In all PPP developments, private players can contribute their might via sector-specific experience. This would not only ensure effective execution of projects, but also adherence to timely deliveries through stipulated deadlines. The building of bridges, roadways, railways, highways, ports, airports, etc, can only benefit from the professional approach and global best practices that are available through the PPP model.

The model can be particularly beneficial for the private sector as this is an asset light one, wherein private players are not required to incur expenses on capacity expansion. But the PPP model needs to be refined so the old fault lines are no more present. To begin with, balanced risk sharing can help prevent the problems that arise on this count.
To improve trust quotient, transparent policies need to be adhered to by both partners. The responsibilities and tasks of both should be outlined in advance. This is more important for controversial issues such as the acquisition of land, environmental clearances, construction-related approvals, etc. A proper dispute redressal mechanism must be in place. In the event of any divergence of opinion, the dispute could be resolved quickly if such a mechanism is in place at the outset. Towards this goal, the government will be passing an Act for dispute resolution of PPP infrastructure projects.

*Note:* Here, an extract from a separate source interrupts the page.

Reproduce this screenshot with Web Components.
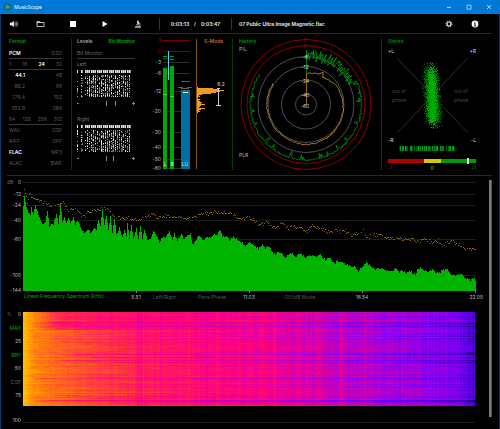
<!DOCTYPE html>
<html lang="en">
<head>
<meta charset="utf-8">
<title>MusicScope</title>
<style>
html,body{margin:0;min-height:100%;background:#000}
body{font-family:Inter,"Liberation Sans",Arial,sans-serif;font-size:5px;line-height:7px;color:#aaa}
</style>
</head>
<body>
<ms-window>
  <ms-titlebar slot="title">MusicScope</ms-titlebar>
  <ms-toolbar slot="tools" elapsed="0:03:13" total="0:03:47">07 Public Ultra Image Magnetic.flac</ms-toolbar>
  <ms-format slot="panels"></ms-format>
  <ms-levels slot="panels"></ms-levels>
  <ms-meter slot="panels"></ms-meter>
  <ms-history slot="panels"></ms-history>
  <ms-stereo slot="panels"></ms-stereo>
  <ms-spectrum slot="charts"></ms-spectrum>
  <ms-spectrogram slot="charts"></ms-spectrogram>
</ms-window>
<script>
const BASE = `*{box-sizing:border-box}:host{display:block;min-width:0}
button{font:inherit;color:inherit;background:none;border:0;padding:0;margin:0;cursor:pointer}
svg{display:block}.chart{width:100%;height:auto;overflow:visible}
text{font-family:Inter,"Liberation Sans",Arial,sans-serif;font-size:5px}.head{font-weight:600}`;
const define = (name, render) => customElements.define(name, class extends HTMLElement {
  connectedCallback() {
    if (this.shadowRoot) return;
    const root = this.attachShadow({ mode: 'open' });
    root.innerHTML = '<style>' + BASE + '</style>' + render(this);
    if (name === 'ms-spectrogram') paintSpectrogram(root.querySelector('canvas'));
  }
});
const random = seed => () => {
  seed = (seed + 0x6D2B79F5) | 0;
  let t = Math.imul(seed ^ (seed >>> 15), 1 | seed);
  t = (t + Math.imul(t ^ (t >>> 7), 61 | t)) ^ t;
  return ((t ^ (t >>> 14)) >>> 0) / 4294967296;
};
const lerp = (pts, x) => {
  let i = 0;
  while (i < pts.length - 4 && pts[i + 2] < x) i += 2;
  const k = Math.min(1, Math.max(0, (x - pts[i]) / (pts[i + 2] - pts[i])));
  return pts[i + 1] + (pts[i + 3] - pts[i + 1]) * k;
};
const px = (x, y, w = 1, h = 1) => `M${x} ${y}h${w}v${h}h${-w}z`;

define('ms-window', () => `<style>
:host{border:solid #003a6b;border-width:0 1px 1px;min-height:100vh;background:#000}
.panels{display:grid;grid-template-columns:64fr 77fr 84fr 149fr 111fr;margin:0 7px 0 6px;padding:4px 0 5px;border:solid #004800;border-width:1px 0}
.lower{display:flex;margin:0 7px 0 5px;padding-top:4px}
.charts{flex:1;min-width:0}
.bar{width:3px;margin:0 0 8px 1px;background:#7c7c7c;border-right:1px solid #555}
</style><slot name="title"></slot><slot name="tools"></slot>
<div class="panels"><slot name="panels"></slot></div>
<div class="lower"><div class="charts"><slot name="charts"></slot></div><div class="bar" role="scrollbar" aria-orientation="vertical" aria-valuenow="0" aria-label="Charts"></div></div>`);

define('ms-titlebar', () => `<style>
:host{display:flex;align-items:center;height:14px;background:#0078d7;color:#fff;margin:0 -1px;padding:0 1px 0 4px;font-family:"Noto Sans","Open Sans",sans-serif}
.name{flex:1;padding-left:3px}button{width:20px;height:14px;display:grid;place-items:center}
</style>
<svg width="7" height="8" viewBox="0 0 7 8"><circle cx="3.5" cy="4" r="3.4" fill="#125c62"/><path d="M2 6.5V3l1-1.5v4M4 6.5V2.5l1 1v2M1 4h5" stroke="#58b98c" stroke-width=".7" fill="none"/></svg>
<span class="name"><slot></slot></span>
<button aria-label="Minimize"><svg width="6" height="6"><path d="M1 3.5h4" stroke="#d6ebff" stroke-width=".8"/></svg></button>
<button aria-label="Maximize"><svg width="6" height="6"><path d="M1 1.200h4v4h-4z" stroke="#d6ebff" stroke-width=".7" fill="none"/></svg></button>
<button aria-label="Close"><svg width="6" height="6"><path d="M1 1l4 4M5 1l-4 4" stroke="#e6f3ff" stroke-width=".7"/></svg></button>`);

define('ms-toolbar', el => `<style>
:host{display:grid;grid-template-columns:24px 31px 33px 32px 33px 5px 72px 1fr 26px 26px 11px;align-items:center;height:19px;color:#f0f0f0;font-weight:600}
button{height:14px;display:grid;place-items:center}
.time,.file{border-left:1px solid #005a00;height:12px;line-height:12px}
.time{grid-column:7;display:flex;justify-content:center;gap:5px}.file{padding-left:7px;white-space:nowrap;overflow:hidden}
</style>
<button aria-label="Volume"><svg width="9" height="8" fill="#fff"><path d="M1 2.800h1.600L4.800 1v6L2.600 5.200H1z"/><path d="M5.600 2.600q1 1.400 0 2.800M6.600 1.800q1.600 2.200 0 4.400M7.600 1.200q2 2.800 0 5.600" fill="none" stroke="#ddd" stroke-width=".6"/></svg></button>
<button aria-label="Open folder"><svg width="9" height="8"><path d="M1 6.500v-5h2.600l.8 1H8v4zM1 2.500h4" fill="none" stroke="#e8e8e8" stroke-width=".8"/></svg></button>
<button aria-label="Stop"><svg width="6" height="6"><path d="M0 0h6v6H0z" fill="#fff"/></svg></button>
<button aria-label="Play"><svg width="6" height="6"><path d="M.5 0l5 3-5 3z" fill="#fff"/></svg></button>
<button aria-label="Microscope"><svg width="8" height="8" fill="none" stroke="#e8e8e8"><path d="M3.600 .8l.8 3.400" stroke-width="1.600"/><path d="M5 2.400q2.200 1.600.4 4M2 4.900h3" stroke-width=".7"/><path d="M1 7h6" stroke-width="1.200"/></svg></button>
<div class="time"><span>${el.getAttribute('elapsed')}</span><span>/</span><span>${el.getAttribute('total')}</span></div>
<div class="file"><slot></slot></div>
<button aria-label="Settings"><svg width="8" height="8" fill="none" stroke="#eee"><circle cx="4" cy="4" r="2" stroke-width="1.200"/><circle cx="4" cy="4" r="3" stroke-width="1" stroke-dasharray="1.2 1.156"/></svg></button>
<button aria-label="Information"><svg width="8" height="8"><circle cx="4" cy="4" r="3.400" fill="#fff"/><path d="M4 1.600v1M4 3.300v2.800M3.300 3.600h.8M3.200 6h1.600" stroke="#000" stroke-width=".9"/></svg></button>`);

define('ms-format', () => {
  const row = (a, b, on = '', cls = '') => `<div class="row ${cls}">${[a, b].map((t, i) => `<span class="${t === on ? 'on' : ''} ${i ? '' : 'first'}">${t}</span>`).join('')}</div>`;
  const four = (items, on) => `<div class="row line">${items.map(t => `<span class="${t === on ? 'on' : ''}">${t}</span>`).join('')}</div>`;
  return `<style>:host{padding:0 9px 0 2px;color:#5a5a5a}
h2{margin:0;font-size:5px;font-weight:600;line-height:7px;height:10px;color:#00980a}
.row{display:flex;justify-content:space-between;height:11px;line-height:11px}.line{line-height:10px;border-bottom:1px solid #3a3a3a}
.on{color:#fff;font-weight:600}.rate .first{min-width:16px;text-align:right}</style>
<h2>Format</h2>${row('PCM', 'DSD', 'PCM', 'line')}${four(['1', '16', '24', '32'], '24')}
${row('44.1', '48', '44.1', 'rate')}${row('88.2', '96', '', 'rate')}${row('176.4', '192', '', 'rate')}${row('352.8', '384', '', 'rate')}
${four(['64', '128', '256', '512'])}${row('WAV', 'DSF')}${row('AIFF', 'DFF')}${row('FLAC', 'MP3', 'FLAC')}${row('ALAC', 'BWF')}`;
});

define('ms-levels', () => {
  const bits = (seed, mark) => {
    const r = random(seed), tones = ['', '', ''];
    for (let c = 0; c < 27; c++) {
      if (c === 1 || c === 3) continue;
      tones[0] += px(c * 2, 0, 1, 3);
      if (c % 3) tones[1] += px(c * 2 + 1, 0, 1, 3);
      const density = c < 5 ? .45 : .55 + .3 * r();
      for (let y = 5; y < 27; y++) if (r() < density) tones[Math.floor(r() * 3)] += px(c * 2, y);
      if (c % 5 === 2) for (let y = 5; y < 27; y++) if (r() < .35) tones[2] += px(c * 2 + 1, y);
    }
    return `<svg class="chart" viewBox="0 0 58 37" shape-rendering="crispEdges"><path d="${tones[0]}" fill="#e2e2e2"/><path d="${tones[1]}" fill="#999"/><path d="${tones[2]}" fill="#666"/>
<path d="M0 33.500h2M55 33.500h3M56.500 32v3" stroke="#888"/><path d="M29.500 31v5M${mark} 31v5" stroke="#888"/></svg>`;
  };
  return `<style>:host{border-left:1px solid #003c00;padding:0 13px 0 5px}
header{display:flex;justify-content:space-between;height:10px;color:#aaa;font-weight:600}header button{height:7px}.on{color:#00a80a}
.sub{height:11px;line-height:10px;border-bottom:1px solid #3a3a3a;color:#666}
.ch{height:11px;line-height:11px;color:#777}.ch2{margin-top:7px}</style>
<header><button>Levels</button><button class="on">Bit Monitor</button></header><div class="sub">Bit Monitor</div>
<div class="ch">Left</div>${bits(11, 38.5)}<div class="ch ch2">Right</div>${bits(29, 36.5)}`;
});

define('ms-meter', () => {
  // Scale positions in the panel's own units, top of the panel at zero.
  const scale = [[3, 2], [0, 13], [-3, 24], [-6, 35], [-12, 53], [-20, 73], [-30, 94], [-40, 109], [-50, 121], [-60, 130]];
  const rows = [1, 16, 22, 27, 23, 19, 14, 5, 2, 3, 1, 1, 3, 2, 3, 5, 4, 8, 4, 3, 2, 8, 4, 2, 3, 1];
  return `<svg class="chart" viewBox="0 0 84 132" shape-rendering="crispEdges">
${scale.map(([v, y]) => `<path d="M15 ${y + .5}h27" stroke="${v >= 0 ? '#700' : '#2c2c2c'}"/><text x="13" y="${y + 2}" text-anchor="end" fill="${v >= 0 ? '#b00' : '#bbb'}">${v}</text>`).join('')}
<path d="M15 30h4v101h-4zM22 28h4v103h-4z" fill="#00a800"/><path d="M15 56.500h4M22 58.500h4" stroke="#21ef21"/>
<path d="M15 18.500h4M22 18.500h4M22 21.500h4" stroke="#009c2a"/><path d="M15 20.500h4" stroke="#006418"/>
<path d="M20.500 13v29" stroke="#56cdf2"/><path d="M33 52h9v79h-9z" fill="#00709e"/><path d="M33 43.500h9" stroke="#007cab"/>
<path d="M35 54.500h5" stroke="#fff"/><path d="M30 49.500h5M39 49.500h5M33 50.500h8" stroke="#8a5512"/>
<path d="M48.500 1v130" stroke="#8a5512"/><path d="${rows.map((w, i) => px(49, 49 + i, w)).join('')}" fill="#ee9b20"/>
<path d="M70.500 50v17M69 50.500h3M68 67h5" stroke="#ccc"/><text x="73" y="48" text-anchor="middle" fill="#ddd">6.2</text>
<text x="56" y="5" class="head" fill="#b87414">S-Mode</text>
<text x="17" y="128" text-anchor="middle" fill="#dfd">L</text><text x="24" y="128" text-anchor="middle" fill="#dfd">R</text><text x="37" y="128" text-anchor="middle" fill="#bde3f5">LU</text></svg>`;
});

define('ms-history', () => {
  const r = random(5), cx = 73, cy = 66.5;
  const trace = (fn, step) => {
    let d = '';
    for (let a = 0; a <= 303; a += step) {
      const q = fn(a), t = a * Math.PI / 180;
      d += (d ? 'L' : 'M') + (cx + q * Math.sin(t)).toFixed(1) + ' ' + (cy - q * Math.cos(t)).toFixed(1);
    }
    return d;
  };
  const green = trace(a => a < 65 ? 50 + (r() - .5) * (a > 50 ? 8 : 13) : 55.5 + (r() - .5) * 2 - (r() < .1 ? r() * 7 : 0), 1);
  const gold = trace(a => lerp([0, 31, 10, 32, 22, 33, 28, 36, 32, 32, 42, 33, 60, 36, 90, 37, 130, 39, 180, 40, 215, 39, 270, 39, 303, 39], a) + (r() - .5) * 1.2, 2);
  return `<style>:host{border-left:1px solid #003c00}</style><svg class="chart" viewBox="0 0 148 132">
<g fill="none"><path d="M${cx} ${cy}m-65 0a65 65 0 1 0 130 0a65 65 0 1 0-130 0M${cx} ${cy}m-59 0a59 59 0 1 0 118 0a59 59 0 1 0-118 0" stroke="#8a0000"/>
<g stroke="#505050"><circle cx="${cx}" cy="${cy}" r="48"/><circle cx="${cx}" cy="${cy}" r="38"/><circle cx="${cx}" cy="${cy}" r="24.500"/><circle cx="${cx}" cy="${cy}" r="10.500"/></g>
<path d="${green}" stroke="#009a10" stroke-width=".8"/><path d="${gold}" stroke="#b87c22"/>
<path d="M73.500 12v24" stroke="#00800c"/><path d="M73.500 36v31" stroke="#a06818"/></g>
${[[3, 3], [0, 9], [-6, 20], [-12, 30], [-24, 44], [-40, 58], [-60, 69]].map(([v, y]) => `<text x="72" y="${y + 1}" text-anchor="middle" fill="${v >= 0 ? '#b00' : '#ddd'}">${v}</text>`).join('')}
<text x="6" y="5" class="head" fill="#00980a">History</text><text x="6" y="13" fill="#bbb">P/L</text><text x="6" y="119" fill="#bbb">PLR</text></svg>`;
});

define('ms-stereo', () => {
  const r = random(17), g = () => (r() + r() + r() + r() - 2) / 1.15;
  const tones = ['', '', ''];
  for (let i = 0; i < 2700; i++) {
    const k = r(), y = 34 + k * 48 + g() * 9, x = 49 + (y - 35) * .06 + g() * 6.5;
    if (y < 20 || y > 96) continue;
    const edge = Math.abs(x - 50) / 8 + r();
    tones[edge < .6 ? 0 : edge < 1.1 ? 1 : 2] += px(Math.floor(x), Math.floor(y));
  }
  let bars = '';
  for (let x = 17; x < 73; x++) if (r() < .66) bars += `<path d="M${x}.5 108v5" stroke="rgb(0,${60 + Math.floor(120 * r())},20)"/>`;
  return `<style>:host{border-left:1px solid #003c00}</style><svg class="chart" viewBox="0 0 110 132">
<path d="M15 20L86 95M86 20L15 95" stroke="#2c2c2c"/>
<g shape-rendering="crispEdges"><path d="${tones[2]}" fill="#004a00"/><path d="${tones[1]}" fill="#007c00"/><path d="${tones[0]}" fill="#00ac08"/>${bars}
<path d="M6 121h36v4H6z" fill="#b00000"/><path d="M42 121h17v4H42z" fill="#d2ca00"/><path d="M59 121h35v4H59z" fill="#009a10"/><path d="M85 120h2v6h-2z" fill="#ddd"/></g>
<text x="6" y="5" class="head" fill="#008a0a">Stereo</text>
<g fill="#ddd"><text x="6" y="15">+L</text><text x="94" y="15" text-anchor="end">+R</text><text x="6" y="104">-R</text><text x="94" y="104" text-anchor="end">-L</text></g>
<g fill="#444"><text x="10" y="55">out of</text><text x="10" y="64">phase</text><text x="72" y="55">out of</text><text x="72" y="64">phase</text></g>
<text x="6" y="132" fill="#a00">-1</text><text x="50" y="132" text-anchor="middle" fill="#c8c000">0</text><text x="94" y="132" text-anchor="end" fill="#009000">+1</text></svg>`;
});

define('ms-spectrum', () => {
  // Pairs of frequency position and depth, in thirds of a unit below the plot's top.
  const level = [23,95,24,68,26,100,28,115,30,120,31,97,33,125,35,90,37,115,40,135,42,148,45,145,47,110,49,155,53,148,56,120,58,148,60,90,62,145,64,130,66,150,68,130,70,150,73,128,75,155,77,140,80,160,84,178,88,165,90,175,94,162,96,165,98,135,100,155,102,105,104,150,106,125,108,165,110,128,112,175,114,135,116,180,119,160,122,190,124,170,126,190,127,147,129,190,131,150,133,192,136,165,138,195,140,155,142,195,144,170,147,198,150,198,153,172,156,185,159,205,162,190,165,192,169,170,172,200,174,180,177,200,181,182,184,195,187,185,190,180,192,210,196,195,199,188,203,200,206,185,209,192,213,185,217,178,219,165,222,185,226,188,229,200,233,187,236,195,239,203,242,208,245,218,249,205,253,212,258,225,262,212,265,222,268,215,272,232,275,242,278,232,281,240,285,250,290,235,295,245,301,240,305,250,310,245,315,248,320,242,325,260,328,250,332,262,335,268,337,258,340,265,345,270,350,275,355,278,358,290,363,275,367,265,370,275,375,285,380,285,385,290,390,292,395,285,398,295,402,290,406,298,410,292,415,302,418,282,422,285,427,293,432,288,438,298,442,290,446,285,450,298,455,303,458,298,462,305,466,315,470,318,473,312,475,318];
  const peak = [23,65,24,45,27,85,29,60,33,70,40,78,50,95,60,92,64,85,67,105,75,105,80,118,84,128,87,115,95,108,102,102,108,105,112,120,117,130,125,135,128,125,131,135,140,137,145,130,152,120,157,130,165,125,172,130,180,125,183,133,190,130,195,128,202,115,208,120,213,112,220,112,225,118,229,112,233,122,237,128,241,138,245,128,249,130,255,142,260,150,265,145,270,155,275,160,282,145,288,160,295,155,302,165,307,172,312,155,320,162,327,172,335,168,340,172,345,168,350,185,355,180,360,175,363,170,367,190,372,180,378,182,385,190,392,192,400,190,404,198,412,192,418,202,425,195,432,205,438,198,442,212,452,198,455,212,460,210,465,222,470,225,475,222];
  const r = random(3);
  let area = 'M0 117', dots = '';
  for (let x = 0; x < 453; x++) {
    const y = Math.round(lerp(level, x + 23) / 3 + (r() - .5) * 2.4);
    area += `V${y}H${x + 1}`;
    if (r() < .85) dots += px(x, Math.round(lerp(peak, x + 23) / 3 + (r() - .5) * 3.4));
  }
  area += 'V117z';
  const grid = [[0, 8], [-12, 20], [-24, 31], [-40, 46], [-60, 65], [-100, 101], [-144, 116]];
  return `<style>.ticks{display:grid;grid-template-columns:106fr 14fr 43fr 52fr 22fr 78fr 48fr 97fr;margin:0 5px 0 17px;line-height:8px;height:8px;color:#555;text-align:center}
.ticks>*{white-space:nowrap}.n{color:#bbb;padding-top:1px}.t{color:#00a80a;text-align:left;padding-left:1px}.end{text-align:right}</style>
<svg class="chart" viewBox="0 6 482 112" shape-rendering="crispEdges">
${grid.map(([v, y]) => `<path d="M17 ${y + .5}h453" stroke="#1c1c1c"/><text x="15" y="${y + 2}" text-anchor="end" fill="#bbb">${v}</text>`).join('')}
<text x="1" y="10" fill="#666">dB</text>
<g transform="translate(17 0)"><path d="${area}" fill="#00b400"/><path d="${dots}" fill="#8a6208"/><path d="M113.500 117v2M226.500 117v2M339.500 117v2M452.500 117v2" stroke="#777"/></g></svg>
<div class="ticks"><span class="t">Linear Frequency Spectrum [kHz]</span><span class="n">5.51</span><button>Left/Right</button><button>Pans/Phase</button><span class="n">11.03</span><button>-200dB Mode</button><span class="n">16.54</span><span class="n end">22.05</span></div>`;
});

function paintSpectrogram(canvas) {
  const w = canvas.width, h = canvas.height, ctx = canvas.getContext('2d'), img = ctx.createImageData(w, h), r = random(42);
  const stops = [[255, 200, 0], [255, 135, 8], [255, 80, 45], [255, 25, 95], [250, 0, 135], [200, 0, 185], [135, 0, 245], [85, 0, 225], [40, 0, 130]];
  const base = [0, .02, 4, .06, 10, .12, 28, .18, 60, .26, 100, .33, 140, .4, 200, .46, 250, .53, 300, .6, 350, .67, 400, .73, 435, .78, 452, .9];
  const cols = Array.from({ length: w }, () => (r() - .5) * .07);
  for (const [a, b, v] of [[114, 120, .06], [182, 186, .05], [324, 326, .03], [164, 166, -.03], [236, 242, -.04], [250, 254, -.04], [292, 298, -.05], [316, 322, -.05], [340, 344, -.04]]) for (let x = a; x < b; x++) cols[x] += v;
  for (let y = 0; y < h; y++) {
    const line = (r() - .5) * .09 + (r() < .1 ? .1 : 0);
    const start = r() * 120;
    let drift = 0;
    for (let x = 0; x < w; x++) {
      drift = drift * .9 + (r() - .5) * .028;
      let v = lerp(base, x) + drift + (r() - .5) * .02;
      if (x > 10) v += cols[x] * Math.min(1, x / 120) + line * (x > start ? 1 : .35);
      if (y < 18 && x > 12) v += .16 * Math.min(1, (x - 12) / 24) * Math.max(0, 1 - x / 230) + (y > 9 && y < 14 && x > 28 && x < 60 ? .08 * r() : 0);
      v = Math.min(.999, Math.max(0, v)) * 8;
      const i = Math.floor(v), k = v - i, o = (y * w + x) * 4;
      for (let c = 0; c < 3; c++) img.data[o + c] = stops[i][c] + (stops[i + 1][c] - stops[i][c]) * k;
      img.data[o + 3] = 255;
    }
  }
  ctx.putImageData(img, 0, 0);
}
define('ms-spectrogram', () => `<style>
:host{display:grid;grid-template-columns:17px 1fr;margin:11px 13px 0 0}
canvas{display:block;width:100%;height:94px;margin-top:1px;image-rendering:pixelated}
.axis{display:flex;flex-direction:column;justify-content:space-between;align-items:flex-end;height:88px;padding-right:2px;color:#bbb}
.axis>*{height:7px;line-height:7px}.top{display:flex;justify-content:space-between;width:14px}.top span:first-child,.off{color:#666}.on{color:#00a80a}
.end{padding:11px 2px 0 0;text-align:right;color:#bbb}.rule{border-top:1px solid #1c1c1c;margin-top:16px;height:3px}</style>
<div class="axis"><div class="top"><span>%</span><span>0</span></div><button class="on">MAX</button><span>25</span><button class="on">BRY</button><span>50</span><button class="off">COF</button><span>75</span></div>
<canvas width="452" height="94" role="img" aria-label="Spectrogram"></canvas>
<div class="end">100</div><div class="rule"></div>`);
</script>
</body>
</html>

If such safeguards are in force for PPP projects, their success rate could be higher. A higher success ratio will, in turn, help blur the previous high-profile failures, the most notable being those in power projects. The other important aspect is allowing ample exit avenues, should the need arise under certain circumstances. Investors are wary when investments are welcomed, but withdrawals face a series of riders that make it virtually impossible to exit a project.
Policy reforms and amendments could go a long way in making PPP models more attractive for private investors. In Budget FY18, the government proposed amending the Airports Authority of India Act to permit effective monetisation of land assets. The money garnered would then be utilised in upgrading existing airports.

The government has said a new Metro Rail Policy would be announced focusing on innovative models of implementation and financing, coupled with standardisation and indigenisation of hardware and software. A new Metro Rail Act is in the offing too. It would boost greater participation and investment in construction.

The NDA government has indicated its seriousness in promoting infrastructure in a big way. The policy measures underway will ascertain the PPP model garners more success stories as it addresses the country’s infrastructure shortfalls.